The Zambia Institute of Chartered Accountants has mandated full adoption of IFRS S1, IFRS S2, and Integrated Reporting from January 1, 2027.

The strategic message for African businesses is unambiguous: compliance preparation cannot wait for a deadline.
Organisations that begin building data systems, governance structures, and credible sustainability narratives now will be better positioned to attract investment, manage risk, and demonstrate accountability when mandatory reporting arrives.
Better Questions Build Better Systems
The most practical section of the presentation comes in its conclusion. Kalasa argues that sustainability need not be complicated.
At its core, it means making better decisions; decisions that balance environmental integrity, social well-being, and economic resilience.
That is where African boards, project teams, regulators, financiers, and citizens can begin. The guiding questions are simple but powerful:
- What are the long-term implications of this decision?
- Who is affected, and how?
- Are we creating value, or simply shifting risk?
The options are clear:
- For governments, that means embedding sustainability into procurement, infrastructure planning, mining regulation, climate adaptation, and fiscal policy. For companies, it means connecting ESG teams with finance, operations, legal, risk, and strategy functions.
- For financiers, it means rewarding credible transition plans and penalising weak governance.
- For citizens and communities, it means demanding development that does not externalise harm.
The shift is cultural as much as technical.

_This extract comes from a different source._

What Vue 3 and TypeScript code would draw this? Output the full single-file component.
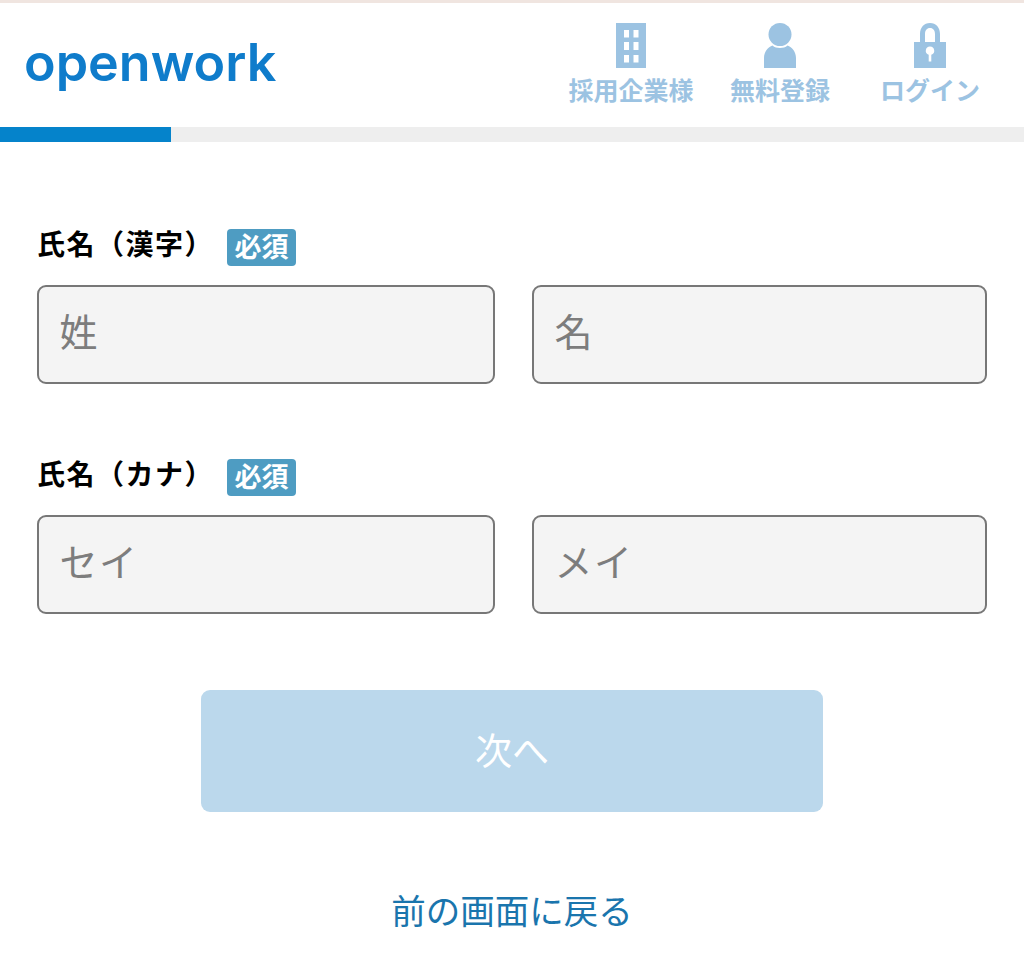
<template>
  <div class="page">
    <div class="top-strip"></div>
    <header class="header">
      <div class="logo">openwork</div>
      <nav class="nav">
        <a v-for="item in navItems" :key="item.label" class="nav-item" :class="item.cls">
          <svg v-if="item.icon === 'building'" class="icon" width="32" height="45" viewBox="0 0 32 45">
            <path fill="#9cc3e2" fill-rule="evenodd" d="M1 0h30v45H1zM9 7v7.500h5V7zM18.500 7v7.500h5V7zM9 19v8h5v-8zM18.500 19v8h5v-8zM9 32v7.500h5V32zM18.500 32v7.500h5V32z" />
          </svg>
          <svg v-else-if="item.icon === 'person'" class="icon" width="34" height="45" viewBox="0 0 34 45">
            <circle cx="17" cy="11.500" r="11.500" fill="#9cc3e2" />
            <path fill="#9cc3e2" d="M1 45V35C1 29 5 24 9.500 22.500c2 1.800 4.500 2.500 7.500 2.500s5.500-.7 7.500-2.500C29 24 33 29 33 35v10z" />
          </svg>
          <svg v-else class="icon" width="34" height="45" viewBox="0 0 34 45">
            <path fill="#9cc3e2" fill-rule="evenodd" d="M7 19V11C7 4.500 11 0 17 0s10 4.500 10 11v8h6v26H1V19zM12 19h10V11c0-3.500-1.800-6-5-6s-5 2.500-5 6zM17 23.500a4.200 4.200 0 0 0-1.300 8.200V38.500h2.600V31.700A4.200 4.200 0 0 0 17 23.500z" />
          </svg>
          <span class="nav-label">{{ item.label }}</span>
        </a>
      </nav>
    </header>
    <div class="progress"><div class="progress-fill" :style="{ width: progress + 'px' }"></div></div>

    <main class="form">
      <section v-for="group in groups" :key="group.label" class="field-group">
        <div class="label-row">
          <label class="label">{{ group.label }}</label>
          <span class="required">必須</span>
        </div>
        <div class="inputs">
          <input v-for="ph in group.placeholders" :key="ph" class="input" type="text" :placeholder="ph" />
        </div>
      </section>
      <button class="next" type="button" disabled>次へ</button>
      <a class="back">前の画面に戻る</a>
    </main>
  </div>
</template>

<script setup lang="ts">
const progress = 171

const navItems = [
  { label: '採用企業様', icon: 'building', cls: 'nav-company' },
  { label: '無料登録', icon: 'person', cls: 'nav-signup' },
  { label: 'ログイン', icon: 'lock', cls: 'nav-login' },
]

const groups = [
  { label: '氏名（漢字）', placeholders: ['姓', '名'] },
  { label: '氏名（カナ）', placeholders: ['セイ', 'メイ'] },
]
</script>

<style>
html, body {
  margin: 0;
  background: #fff;
}
</style>

<style scoped>
.page {
  width: 1024px;
  height: 955px;
  overflow: hidden;
  font-family: "Noto Sans CJK JP", sans-serif;
  color: #000;
}

.top-strip {
  height: 3px;
  background: #f0e5e0;
}

.header {
  height: 124px;
  display: flex;
  justify-content: space-between;
  box-sizing: border-box;
  padding-left: 24px;
}

.logo {
  font-family: Inter, sans-serif;
  font-weight: 600;
  font-size: 52px;
  line-height: 60px;
  margin-top: 30px;
  color: #0f7ccb;
}

.nav {
  display: flex;
  padding-right: 44px;
}

.nav-item {
  display: flex;
  flex-direction: column;
  align-items: center;
  padding-top: 20px;
  color: #9cc3e2;
}

.nav-company { width: 124px; margin-right: 37px; }
.nav-signup { width: 100px; margin-right: 50px; }
.nav-login { width: 100px; }

.icon {
  display: block;
}

.nav-label {
  font-size: 25px;
  font-weight: 700;
  line-height: 30px;
  margin-top: 6px;
  white-space: nowrap;
}

.progress {
  height: 15px;
  background: #eeeeee;
}

.progress-fill {
  height: 100%;
  background: #0583cb;
}

.form {
  padding: 87px 37px 0 37px;
  display: flex;
  flex-direction: column;
}

.field-group {
  margin-bottom: 75px;
}

.label-row {
  display: flex;
  align-items: flex-start;
  height: 38px;
  margin-bottom: 18px;
}

.label {
  font-size: 28px;
  font-weight: 700;
  letter-spacing: 1.500px;
  text-spacing-trim: space-all;
  width: 190px;
  line-height: 29px;
  white-space: nowrap;
}

.required {
  width: 69px;
  height: 37px;
  line-height: 33px;
  border-radius: 4px;
  background: #4e9cc2;
  color: #fff;
  font-size: 27px;
  font-weight: 700;
  text-align: center;
}

.inputs {
  display: grid;
  grid-template-columns: 458px 455px;
  gap: 37px;
}

.input {
  width: 100%;
  height: 99px;
  box-sizing: border-box;
  border: 2px solid #777;
  border-radius: 9px;
  background: #f4f4f4;
  padding: 0 20.500px 10px;
  font-family: inherit;
  font-size: 38px;
  letter-spacing: 1.500px;
  outline: none;
}

.input::placeholder {
  color: #7d7d7d;
  opacity: 1;
}

.next {
  align-self: center;
  width: 622px;
  height: 122px;
  margin-top: 1px;
  border: none;
  border-radius: 9px;
  background: #bbd8ec;
  color: #fff;
  font-family: inherit;
  font-size: 37px;
  padding: 0 0 5px;
}

.back {
  align-self: center;
  margin-top: 72px;
  font-size: 34.500px;
  line-height: 50px;
  color: #1a75ad;
}
</style>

Sustainability must leave the slide deck and enter the budget, the contract, the feasibility study, the community meeting, and the board paper.
Path Forward – From Theory Into Practice
Africa’s sustainability challenge is not a choice between growth and responsibility. It is a test of whether growth can be made durable, inclusive, and investable.
The priority now is practical integration: credible reporting, stronger governance, community-centred project design, climate-resilient planning, and better everyday decisions
As Kalasa’s presentation argues, clarity is the first step. The next is execution.